**Aim of the task**
Lines containing the word "this" should be extracted in full.

··· Given records ···

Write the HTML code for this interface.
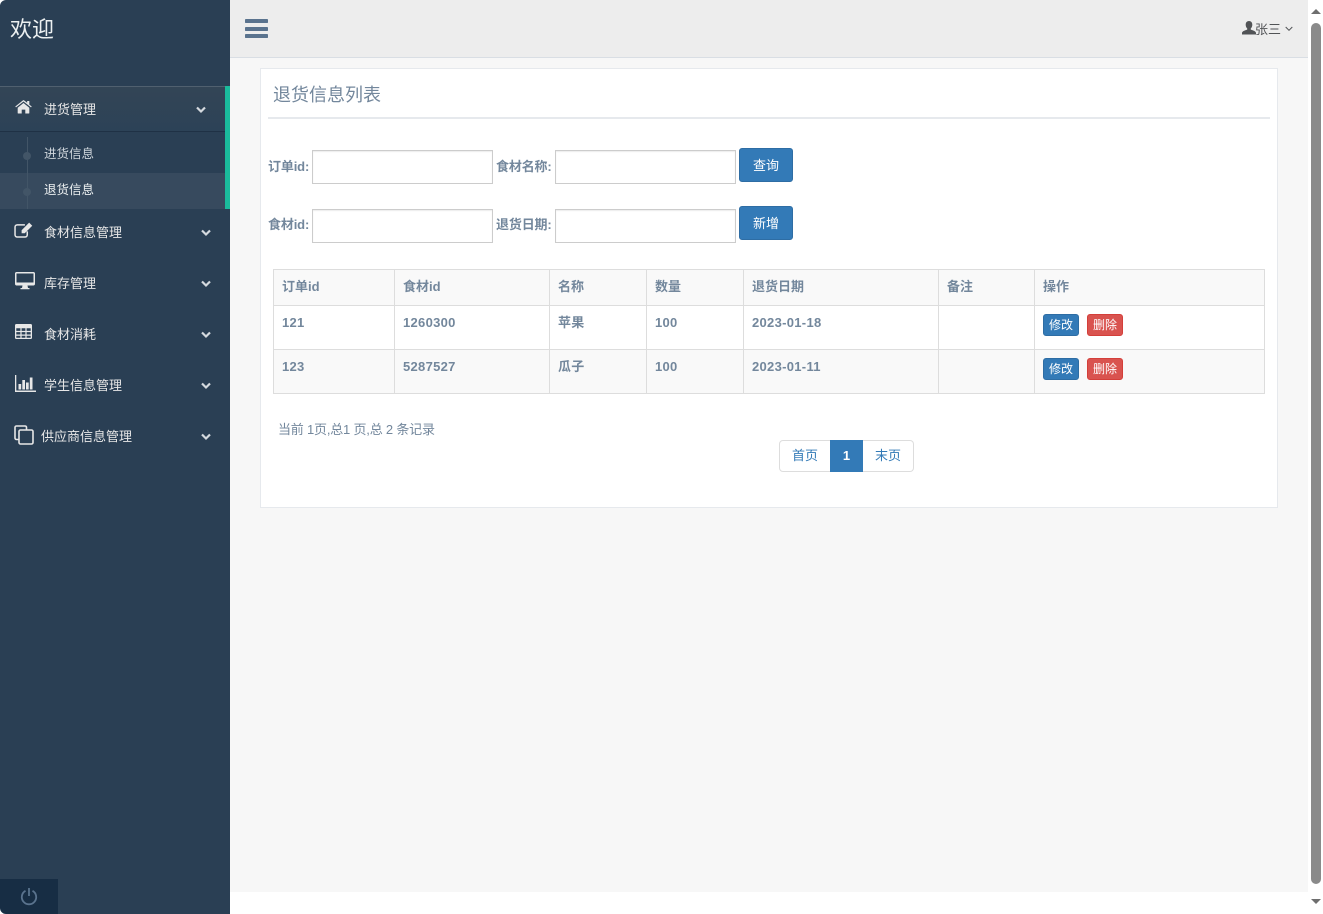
<!DOCTYPE html>
<html lang="zh-CN">
<head>
<meta charset="utf-8">
<title>退货信息列表</title>
<style>
html,body{margin:0;padding:0;width:1323px;height:914px;overflow:hidden;background:#fff;}
body{position:relative;font-family:"Liberation Sans","Noto Sans CJK SC",sans-serif;font-size:13px;color:#73879c;}
.a{position:absolute;white-space:nowrap;}
#side{position:absolute;left:0;top:0;width:230px;height:914px;background:#2a3f54;}
#main{position:absolute;left:230px;top:58px;width:1078px;height:834px;background:#f7f7f7;}
#top{position:absolute;left:230px;top:0;width:1078px;height:57px;background:#ededed;border-bottom:1px solid #d9dee4;}
.menu{color:#e7e7e7;font-size:13px;line-height:20px;}
.sub{color:#cfd6dc;font-size:12.5px;line-height:18px;}
.chev{position:absolute;}
#panel{position:absolute;left:260px;top:68px;width:1016px;height:438px;background:#fff;border:1px solid #e6e9ed;}
.lbl{font-weight:bold;font-size:13px;line-height:18px;color:#73879c;letter-spacing:-.15px;}
.inp{position:absolute;width:179px;height:32px;border:1px solid #ccc;background:#fff;box-shadow:inset 0 1px 1px rgba(0,0,0,.075);}
.btn{position:absolute;width:52px;height:32px;background:#337ab7;border:1px solid #2e6da4;border-radius:3px;color:#fff;font-size:13px;line-height:34px;text-align:center;}
table{position:absolute;left:273px;top:269px;border-collapse:collapse;table-layout:fixed;width:991px;background:#fff;}
td,th{border:1px solid #ddd;padding:8px;vertical-align:top;text-align:left;font-size:13px;line-height:18.5px;font-weight:bold;color:#73879c;}
th{background:#f9f9f9;height:18.5px;padding:8px 8px 8px;}
td{height:27px;letter-spacing:.3px;}
tr.s td{background:#f9f9f9;}
.xs{display:inline-block;height:20px;width:34px;border-radius:3px;color:#fff;font-size:12px;line-height:20px;text-align:center;font-weight:normal;margin-top:0;border:1px solid;letter-spacing:0;}
.bl{background:#337ab7;border-color:#2e6da4;margin-right:8px;}
.rd{background:#d9534f;border-color:#d43f3a;}
#pg{position:absolute;left:779px;top:440px;height:32px;width:135px;}
#pg div{position:absolute;top:0;height:30px;line-height:30px;text-align:center;background:#fff;border:1px solid #ddd;color:#337ab7;font-size:13px;}
</style>
</head>
<body>
<div id="main"></div>
<div id="top"></div>

<div id="side">
  <div class="a" style="left:10px;top:14px;font-size:22px;line-height:32px;color:#ecf0f1;">欢迎</div>

  <div class="a" style="left:0;top:86px;width:225px;height:44px;background:linear-gradient(#334556,#2c4257);border-top:1px solid #50606f;border-bottom:1px solid #1f3145;"></div>
  <div class="a" style="left:225px;top:86px;width:5px;height:123px;background:#1abb9c;"></div>
  <div class="a" style="left:0;top:173px;width:225px;height:36px;background:#374a5e;"></div>
  <div class="a" style="left:27px;top:137px;width:1px;height:72px;background:#425567;"></div>
  <div class="a" style="left:23px;top:152px;width:8px;height:8px;border-radius:50%;background:#425567;"></div>
  <div class="a" style="left:23px;top:188px;width:8px;height:8px;border-radius:50%;background:#425567;"></div>

  <svg class="a" style="left:15px;top:100px" width="17" height="14.500" viewBox="0 0 19 16"><path fill="#e7e7e7" d="M9.500 3.200 3 8.600V14.400c0 .4.300.6.600.6H7.500v-4.400h4V15h3.900c.3 0 .6-.2.6-.6V8.600Z"/><path fill="#e7e7e7" d="M18.700 7.200 16 5V1h-2.400v2L10.300.4a1.200 1.200 0 0 0-1.600 0L.3 7.200l.8 1L9.500 1.600l8.400 6.600Z"/></svg>
  <div class="a menu" style="left:44px;top:100px;">进货管理</div>

  <div class="a sub" style="left:44px;top:145px;">进货信息</div>
  <div class="a sub" style="left:44px;top:181px;color:#ecf0f1;">退货信息</div>

  <svg class="a" style="left:14px;top:222px" width="19" height="16" viewBox="0 0 20 17"><path fill="none" stroke="#e7e7e7" stroke-width="1.600" d="M11.500 3H3.400C2.100 3 1 4 1 5.400v8.200C1 15 2.100 16 3.400 16h8.200c1.300 0 2.400-1 2.400-2.400V10"/><path fill="#e7e7e7" d="M16 .7 19.300 4 11.300 12H8v-3.300Z"/></svg>
  <div class="a menu" style="left:44px;top:223px;">食材信息管理</div>

  <svg class="a" style="left:15px;top:272px" width="20" height="18" viewBox="0 0 20 18"><path fill="#e7e7e7" fill-rule="evenodd" d="M1.500 0h17C19.300 0 20 .7 20 1.500V12c0 .8-.7 1.500-1.500 1.500h-17C.7 13.500 0 12.800 0 12V1.500C0 .7.700 0 1.500 0ZM1.500 1.500V10.500h17V1.500Z"/><path fill="#e7e7e7" d="M7.500 13.500h5l.5 2.500h1.500v1.200h-9V16H7Z"/></svg>
  <div class="a menu" style="left:44px;top:274px;">库存管理</div>

  <svg class="a" style="left:15px;top:324px" width="17" height="15" viewBox="0 0 17 15"><path fill="#e7e7e7" fill-rule="evenodd" d="M1.300 0h14.400C16.400 0 17 .6 17 1.300v12.400c0 .7-.6 1.300-1.300 1.300H1.300C.6 15 0 14.400 0 13.700V1.300C0 .6.600 0 1.300 0ZM1.300 4.300v2.600h4.100V4.300Zm5.300 0v2.600h3.800V4.300Zm5 0v2.600h4.100V4.300ZM1.300 8.100v2.400h4.100V8.100Zm5.300 0v2.400h3.800V8.100Zm5 0v2.400h4.100V8.100ZM1.300 11.700v2h4.100v-2Zm5.300 0v2h3.800v-2Zm5 0v2h4.100v-2Z"/></svg>
  <div class="a menu" style="left:44px;top:325px;">食材消耗</div>

  <svg class="a" style="left:15px;top:375px" width="21" height="17" viewBox="0 0 21 17"><path fill="#e7e7e7" d="M0 0h1.300v15.500H21V17H0Z"/><rect fill="#e7e7e7" x="3.500" y="9" width="2.700" height="5.500"/><rect fill="#e7e7e7" x="7.300" y="5" width="2.700" height="9.500"/><rect fill="#e7e7e7" x="11" y="7.500" width="2.700" height="7"/><rect fill="#e7e7e7" x="14.800" y="2.500" width="2.700" height="12"/></svg>
  <div class="a menu" style="left:44px;top:376px;">学生信息管理</div>

  <svg class="a" style="left:14px;top:425px" width="20" height="20" viewBox="0 0 20 20"><path fill="none" stroke="#e7e7e7" stroke-width="1.600" d="M4.500 14.500H2.500C1.600 14.500 1 13.900 1 13V2.500C1 1.600 1.600 1 2.500 1H11c.9 0 1.500.6 1.500 1.500V4.500"/><rect fill="none" stroke="#e7e7e7" stroke-width="1.600" x="5" y="5" width="14" height="14" rx="1.500"/></svg>
  <div class="a menu" style="left:41px;top:427px;">供应商信息管理</div>

  <svg class="chev" style="left:196px;top:106px" width="10" height="8" viewBox="0 0 10 8"><path fill="none" stroke="#d5dadf" stroke-width="2.200" d="M1 1.500 5 5.500 9 1.500"/></svg>
  <svg class="chev" style="left:201px;top:229px" width="10" height="8" viewBox="0 0 10 8"><path fill="none" stroke="#d5dadf" stroke-width="2.200" d="M1 1.500 5 5.500 9 1.500"/></svg>
  <svg class="chev" style="left:201px;top:280px" width="10" height="8" viewBox="0 0 10 8"><path fill="none" stroke="#d5dadf" stroke-width="2.200" d="M1 1.500 5 5.500 9 1.500"/></svg>
  <svg class="chev" style="left:201px;top:331px" width="10" height="8" viewBox="0 0 10 8"><path fill="none" stroke="#d5dadf" stroke-width="2.200" d="M1 1.500 5 5.500 9 1.500"/></svg>
  <svg class="chev" style="left:201px;top:382px" width="10" height="8" viewBox="0 0 10 8"><path fill="none" stroke="#d5dadf" stroke-width="2.200" d="M1 1.500 5 5.500 9 1.500"/></svg>
  <svg class="chev" style="left:201px;top:433px" width="10" height="8" viewBox="0 0 10 8"><path fill="none" stroke="#d5dadf" stroke-width="2.200" d="M1 1.500 5 5.500 9 1.500"/></svg>

  <div class="a" style="left:0;top:879px;width:58px;height:35px;background:#172d44;"></div>
  <svg class="a" style="left:20px;top:888px" width="18" height="18" viewBox="0 0 18 18"><path fill="none" stroke="#5a738e" stroke-width="1.800" d="M5.500 2.800a7.200 7.200 0 1 0 7 0"/><path fill="none" stroke="#5a738e" stroke-width="1.800" d="M9 0v8"/></svg>
</div>

<!-- top nav -->
<svg class="a" style="left:245px;top:19px" width="23" height="19" viewBox="0 0 23 19"><g fill="#5a738e"><rect x="0" y="0" width="23" height="4" rx=".8"/><rect x="0" y="8" width="23" height="4" rx=".8"/><rect x="0" y="15" width="23" height="4" rx=".8"/></g></svg>
<svg class="a" style="left:1242px;top:21px" width="14" height="14" viewBox="0 0 14 14"><path fill="#515356" d="M7 0c2 0 3.300 1.500 3.300 3.700 0 1.500-.6 2.900-1.500 3.700v1.200c1.800.7 4.700 1.400 5.200 3.100V13.500H0V11.700c.5-1.700 3.400-2.400 5.200-3.100V7.400C4.300 6.600 3.700 5.200 3.700 3.700 3.700 1.500 5 0 7 0Z"/></svg>
<div class="a" style="left:1255px;top:21px;font-size:13px;line-height:18px;color:#515356;">张三</div>
<svg class="a" style="left:1285px;top:26px" width="8" height="6" viewBox="0 0 8 6"><path fill="none" stroke="#515356" stroke-width="1" d="M.7 1 4 4.300 7.300 1"/></svg>

<!-- panel -->
<div id="panel"></div>
<div class="a" style="left:273px;top:82px;font-size:18px;line-height:26px;color:#73879c;">退货信息列表</div>
<div class="a" style="left:268px;top:117px;width:1002px;height:2px;background:#e6e9ed;"></div>

<div class="a lbl" style="left:268px;top:158px;">订单id:</div>
<div class="inp" style="left:312px;top:150px;"></div>
<div class="a lbl" style="left:496px;top:158px;">食材名称:</div>
<div class="inp" style="left:555px;top:150px;"></div>
<div class="btn" style="left:739px;top:148px;">查询</div>

<div class="a lbl" style="left:268px;top:216px;">食材id:</div>
<div class="inp" style="left:312px;top:209px;"></div>
<div class="a lbl" style="left:496px;top:216px;">退货日期:</div>
<div class="inp" style="left:555px;top:209px;"></div>
<div class="btn" style="left:739px;top:206px;">新增</div>

<table>
  <colgroup><col style="width:121px"><col style="width:155px"><col style="width:97px"><col style="width:97px"><col style="width:195px"><col style="width:96px"><col style="width:230px"></colgroup>
  <tr><th>订单id</th><th>食材id</th><th>名称</th><th>数量</th><th>退货日期</th><th>备注</th><th>操作</th></tr>
  <tr><td>121</td><td>1260300</td><td>苹果</td><td>100</td><td>2023-01-18</td><td></td><td><span class="xs bl">修改</span><span class="xs rd">删除</span></td></tr>
  <tr class="s"><td>123</td><td>5287527</td><td>瓜子</td><td>100</td><td>2023-01-11</td><td></td><td><span class="xs bl">修改</span><span class="xs rd">删除</span></td></tr>
</table>

<div class="a" style="left:278px;top:421px;font-size:13px;line-height:18px;color:#73879c;letter-spacing:-.2px;">当前 1页,总1 页,总 2 条记录</div>

<div id="pg">
  <div style="left:0;width:50px;border-radius:4px 0 0 4px;">首页</div>
  <div style="left:51px;width:31px;background:#337ab7;border-color:#337ab7;color:#fff;font-weight:bold;">1</div>
  <div style="left:84px;width:50px;border-left:0;border-radius:0 4px 4px 0;">末页</div>
</div>

<!-- scrollbar -->
<div class="a" style="left:1308px;top:0;width:15px;height:914px;background:#fff;"></div>
<div class="a" style="left:1311px;top:23px;width:10px;height:861px;background:#8a8a8a;border-radius:5px;"></div>
<div class="a" style="left:1311px;top:9px;width:0;height:0;border-left:5px solid transparent;border-right:5px solid transparent;border-bottom:5px solid #6e6e6e;"></div>
<div class="a" style="left:1311px;top:899px;width:0;height:0;border-left:5px solid transparent;border-right:5px solid transparent;border-top:5px solid #6e6e6e;"></div>

<!-- window corners -->
<svg class="a" style="left:0;top:0" width="6" height="6" viewBox="0 0 6 6"><path fill="#fff" d="M0 0h6A6 6 0 0 0 0 6Z"/></svg>
<svg class="a" style="left:0;top:908px" width="6" height="6" viewBox="0 0 6 6"><path fill="#fff" d="M0 6V0A6 6 0 0 0 6 6Z"/></svg>
</body>
</html>
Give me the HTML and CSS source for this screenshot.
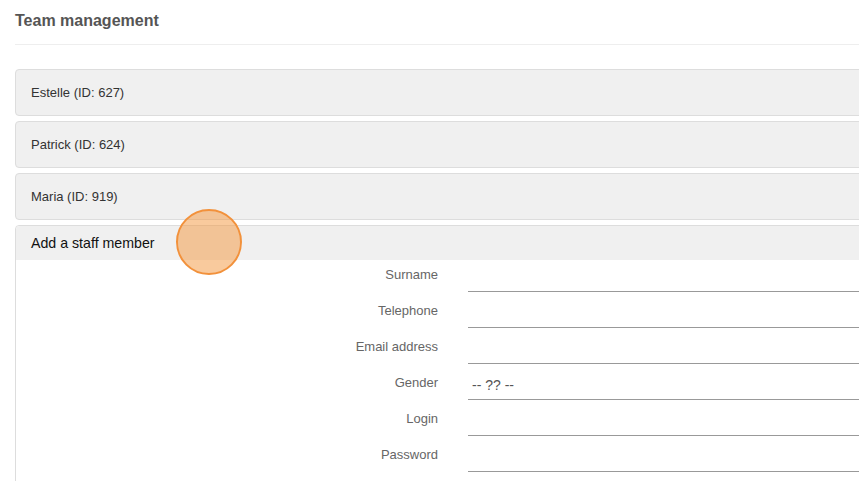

···

**Expected answer**
Write the HTML code for this interface.
Give me the HTML and CSS source for this screenshot.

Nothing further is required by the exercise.